◆ PROBLEM STATEMENT:
Your task is to copy every line of the records below that contains "full".
────────────────────────────────────────
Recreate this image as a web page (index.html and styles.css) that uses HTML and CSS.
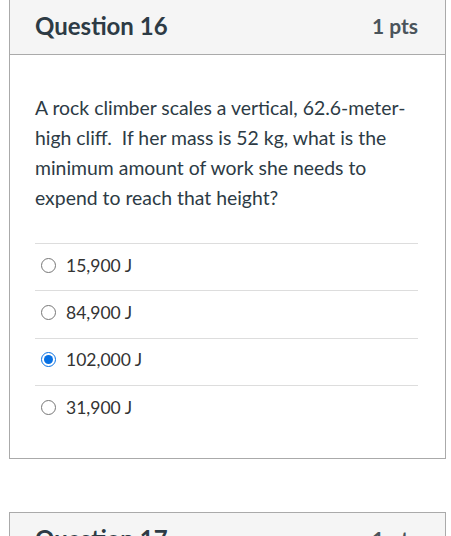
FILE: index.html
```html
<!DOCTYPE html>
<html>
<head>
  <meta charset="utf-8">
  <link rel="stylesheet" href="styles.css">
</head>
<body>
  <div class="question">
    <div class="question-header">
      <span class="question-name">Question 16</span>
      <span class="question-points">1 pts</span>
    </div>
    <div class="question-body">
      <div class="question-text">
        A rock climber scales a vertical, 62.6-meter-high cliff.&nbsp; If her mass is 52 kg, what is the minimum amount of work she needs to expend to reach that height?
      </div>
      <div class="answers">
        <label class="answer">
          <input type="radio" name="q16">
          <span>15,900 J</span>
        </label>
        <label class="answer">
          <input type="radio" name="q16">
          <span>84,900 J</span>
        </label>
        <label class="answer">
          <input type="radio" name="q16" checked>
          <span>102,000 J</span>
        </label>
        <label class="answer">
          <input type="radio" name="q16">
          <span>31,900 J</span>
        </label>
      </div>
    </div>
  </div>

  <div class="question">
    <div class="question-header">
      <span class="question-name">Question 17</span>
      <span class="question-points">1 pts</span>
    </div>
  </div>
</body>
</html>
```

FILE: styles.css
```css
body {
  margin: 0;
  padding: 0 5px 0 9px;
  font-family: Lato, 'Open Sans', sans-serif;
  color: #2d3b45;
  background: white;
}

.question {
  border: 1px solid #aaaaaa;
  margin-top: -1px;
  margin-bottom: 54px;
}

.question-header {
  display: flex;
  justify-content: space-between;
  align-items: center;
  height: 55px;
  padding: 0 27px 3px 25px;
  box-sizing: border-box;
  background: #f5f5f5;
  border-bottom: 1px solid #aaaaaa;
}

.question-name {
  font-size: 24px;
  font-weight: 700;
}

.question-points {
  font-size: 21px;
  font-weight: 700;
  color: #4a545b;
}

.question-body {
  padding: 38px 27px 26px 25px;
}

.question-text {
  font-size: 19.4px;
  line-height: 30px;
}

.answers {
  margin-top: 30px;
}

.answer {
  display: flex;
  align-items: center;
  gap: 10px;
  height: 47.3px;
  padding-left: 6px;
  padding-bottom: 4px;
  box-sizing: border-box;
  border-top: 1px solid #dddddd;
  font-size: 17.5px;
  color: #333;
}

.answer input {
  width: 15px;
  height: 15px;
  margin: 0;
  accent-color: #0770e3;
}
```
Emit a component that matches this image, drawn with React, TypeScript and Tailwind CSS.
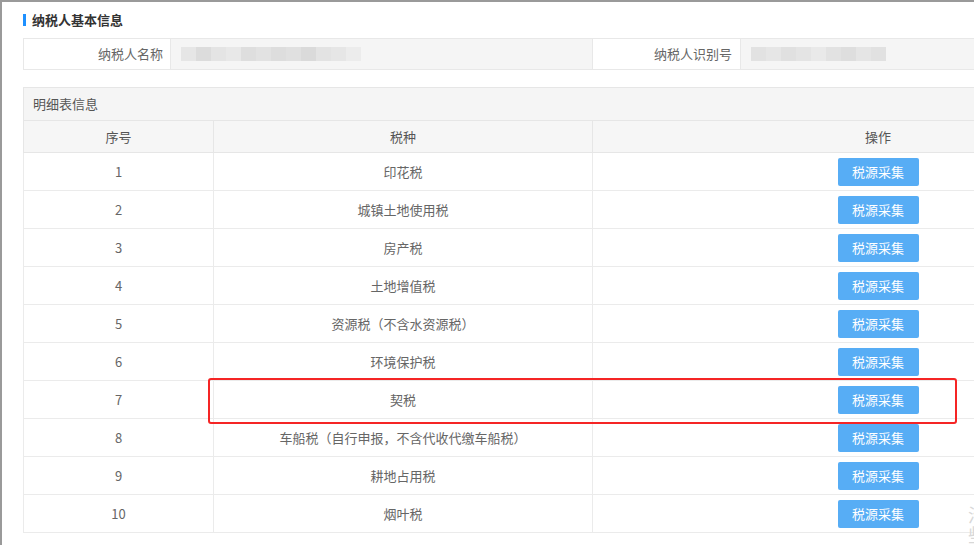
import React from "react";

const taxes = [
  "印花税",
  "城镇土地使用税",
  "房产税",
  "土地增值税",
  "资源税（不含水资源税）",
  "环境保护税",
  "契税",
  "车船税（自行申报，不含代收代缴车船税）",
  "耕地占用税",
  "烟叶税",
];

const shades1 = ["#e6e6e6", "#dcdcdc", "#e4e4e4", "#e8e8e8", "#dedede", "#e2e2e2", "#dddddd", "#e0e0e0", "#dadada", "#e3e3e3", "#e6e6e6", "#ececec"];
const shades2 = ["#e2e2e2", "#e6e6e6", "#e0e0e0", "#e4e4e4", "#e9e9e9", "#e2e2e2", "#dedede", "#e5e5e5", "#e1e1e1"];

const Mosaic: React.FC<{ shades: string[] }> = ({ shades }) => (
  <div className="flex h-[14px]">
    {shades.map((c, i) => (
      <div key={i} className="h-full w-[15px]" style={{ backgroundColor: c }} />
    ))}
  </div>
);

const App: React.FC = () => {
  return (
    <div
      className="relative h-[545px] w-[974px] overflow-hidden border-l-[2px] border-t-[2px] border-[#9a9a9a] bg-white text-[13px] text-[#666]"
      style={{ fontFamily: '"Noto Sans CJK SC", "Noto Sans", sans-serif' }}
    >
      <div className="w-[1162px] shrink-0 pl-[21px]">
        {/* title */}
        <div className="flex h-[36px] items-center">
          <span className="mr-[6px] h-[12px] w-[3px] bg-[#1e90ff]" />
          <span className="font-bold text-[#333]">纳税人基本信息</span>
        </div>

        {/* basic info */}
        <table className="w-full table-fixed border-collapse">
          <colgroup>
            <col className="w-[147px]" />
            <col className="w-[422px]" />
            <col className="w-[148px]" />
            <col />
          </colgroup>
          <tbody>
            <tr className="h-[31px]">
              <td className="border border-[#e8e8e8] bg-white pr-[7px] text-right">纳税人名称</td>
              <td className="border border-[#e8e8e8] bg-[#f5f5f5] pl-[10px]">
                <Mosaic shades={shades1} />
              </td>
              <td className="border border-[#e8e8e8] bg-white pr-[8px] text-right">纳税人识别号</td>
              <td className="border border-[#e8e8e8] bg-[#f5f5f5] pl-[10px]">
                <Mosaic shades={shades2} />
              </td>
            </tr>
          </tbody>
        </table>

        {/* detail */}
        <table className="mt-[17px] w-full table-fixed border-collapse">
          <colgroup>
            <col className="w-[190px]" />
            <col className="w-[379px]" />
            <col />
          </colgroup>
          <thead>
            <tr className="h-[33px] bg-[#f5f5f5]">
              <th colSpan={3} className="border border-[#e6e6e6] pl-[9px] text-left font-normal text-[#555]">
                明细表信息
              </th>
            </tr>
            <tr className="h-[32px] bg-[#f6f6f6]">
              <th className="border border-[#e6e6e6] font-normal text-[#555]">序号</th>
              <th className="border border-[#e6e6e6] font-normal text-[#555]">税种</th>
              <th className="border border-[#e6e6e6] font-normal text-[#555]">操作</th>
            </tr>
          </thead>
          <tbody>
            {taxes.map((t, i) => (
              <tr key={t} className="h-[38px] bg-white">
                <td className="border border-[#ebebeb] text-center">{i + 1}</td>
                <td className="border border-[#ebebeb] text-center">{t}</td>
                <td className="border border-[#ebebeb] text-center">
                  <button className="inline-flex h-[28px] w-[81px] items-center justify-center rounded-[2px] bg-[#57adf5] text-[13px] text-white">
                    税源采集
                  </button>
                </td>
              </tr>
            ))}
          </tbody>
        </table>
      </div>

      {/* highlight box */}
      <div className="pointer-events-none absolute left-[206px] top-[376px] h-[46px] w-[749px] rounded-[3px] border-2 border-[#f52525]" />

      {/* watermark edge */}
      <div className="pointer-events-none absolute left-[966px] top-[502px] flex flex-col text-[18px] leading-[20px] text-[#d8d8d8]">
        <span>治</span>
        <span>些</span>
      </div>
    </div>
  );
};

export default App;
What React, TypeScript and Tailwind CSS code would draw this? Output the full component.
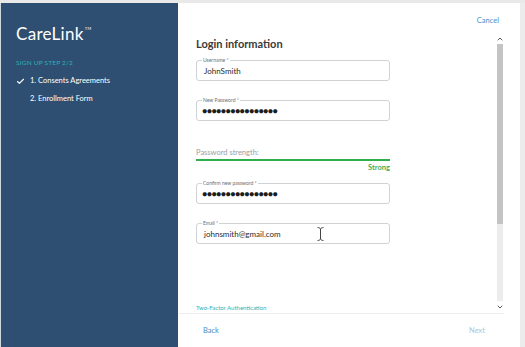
────────────────────────────────────────
◆ RESULT BELOW:
      <div key={i} className="h-full w-[15px]" style={{ backgroundColor: c }} />
        <table className="w-full table-fixed border-collapse">
        <table className="mt-[17px] w-full table-fixed border-collapse">
What React, TypeScript and Tailwind CSS code would draw this? Output the full component.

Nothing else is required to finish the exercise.